Mais j’ai très vite déchanté. Le rédacteur en chef me gardait le soir au bureau pour que je réécrive mes articles. Je tapais sur une Olivetti Lettera 32, mes doigts étaient rouges et gonflés. Et là, j’ai compris comme une révélation, qu’au fond ce que je souhaitais, c’était écrire des histoires et non pas des articles. L’écriture serait ma bouée pour ne pas me sentir inutile à moi-même et au monde, faire de ma vie quelque chose qui me ressemble, ne pas suivre les traces du mode d’emploi développé à mon insu. Alors, bien sûr, entre le moment où j’ai pris cette décision et ma première publication à compte d’éditeur, beaucoup de temps a passé. Orienter sa vie vers l’écriture demande de la patience, de la pugnacité, de l’inconscience et peut-être aussi une légère dose d’arrogance. C’est aussi une forme de lutte et de combat qui va au-delà de l’écriture elle même : écrire équivaut à s’affirmer soi-même, à ne rien lâcher, à ne pas céder aux sirènes d’une vie confortable. Il faut être prêt à rester longtemps en marge et sur la brèche.
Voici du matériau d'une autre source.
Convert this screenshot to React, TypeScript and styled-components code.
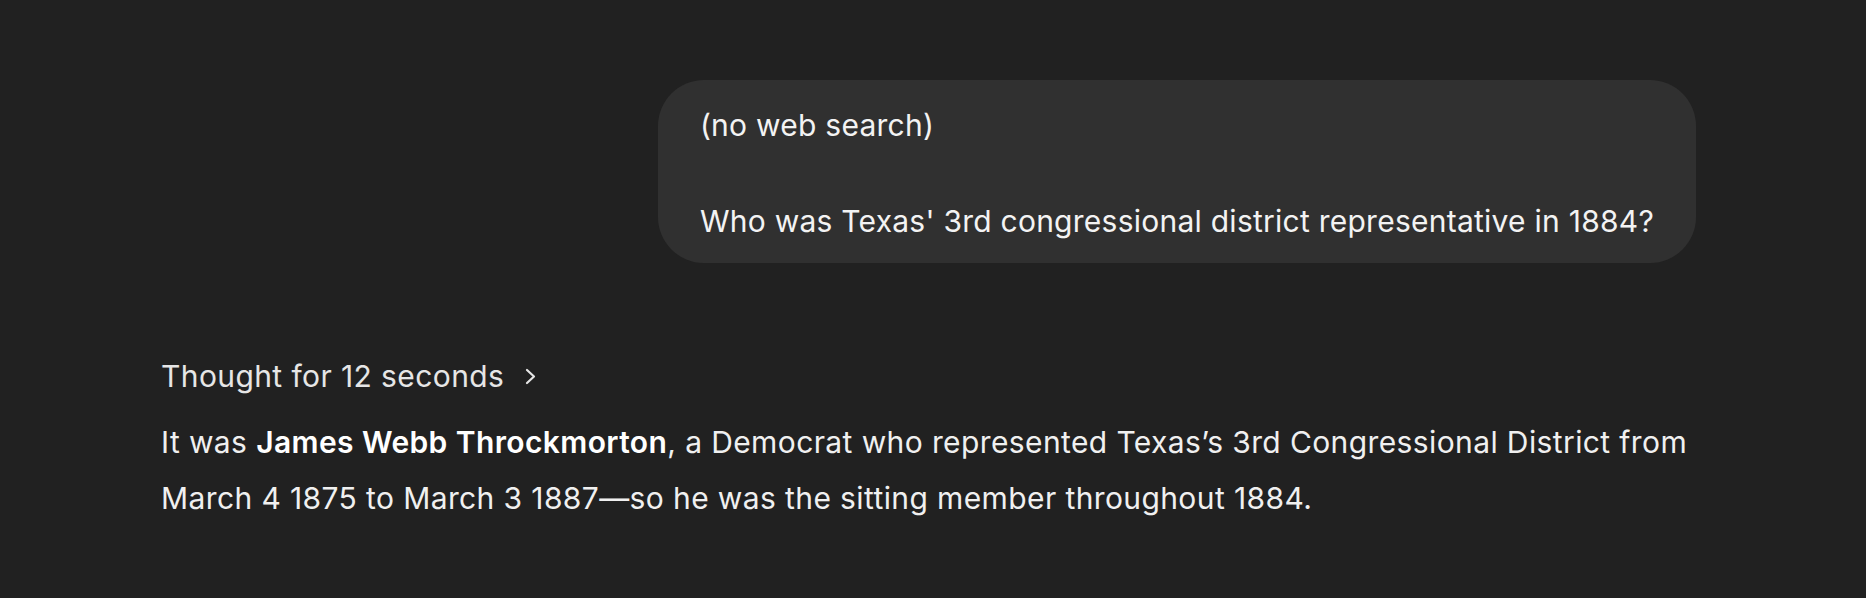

Alors, chaque fois que je publie un livre, ma joie est la même. Je ne sais pas ce que signifie d’être blasé. Aujourd’hui, je présente au « Livre sur les Quais » mon dernier roman Derrière les Panneaux, il y a des hommes (Finitude, 2015). L’histoire se déroule sur trois jours, entièrement sur une autoroute… Bouger pour ne pas mourir, comme le requin blanc.
Voilà, il n’y a pas de leçons à donner: seulement écouter, regarder, prendre la vie à bras le corps. Écrire, c’est un peu de liberté gagnée pour soi-même.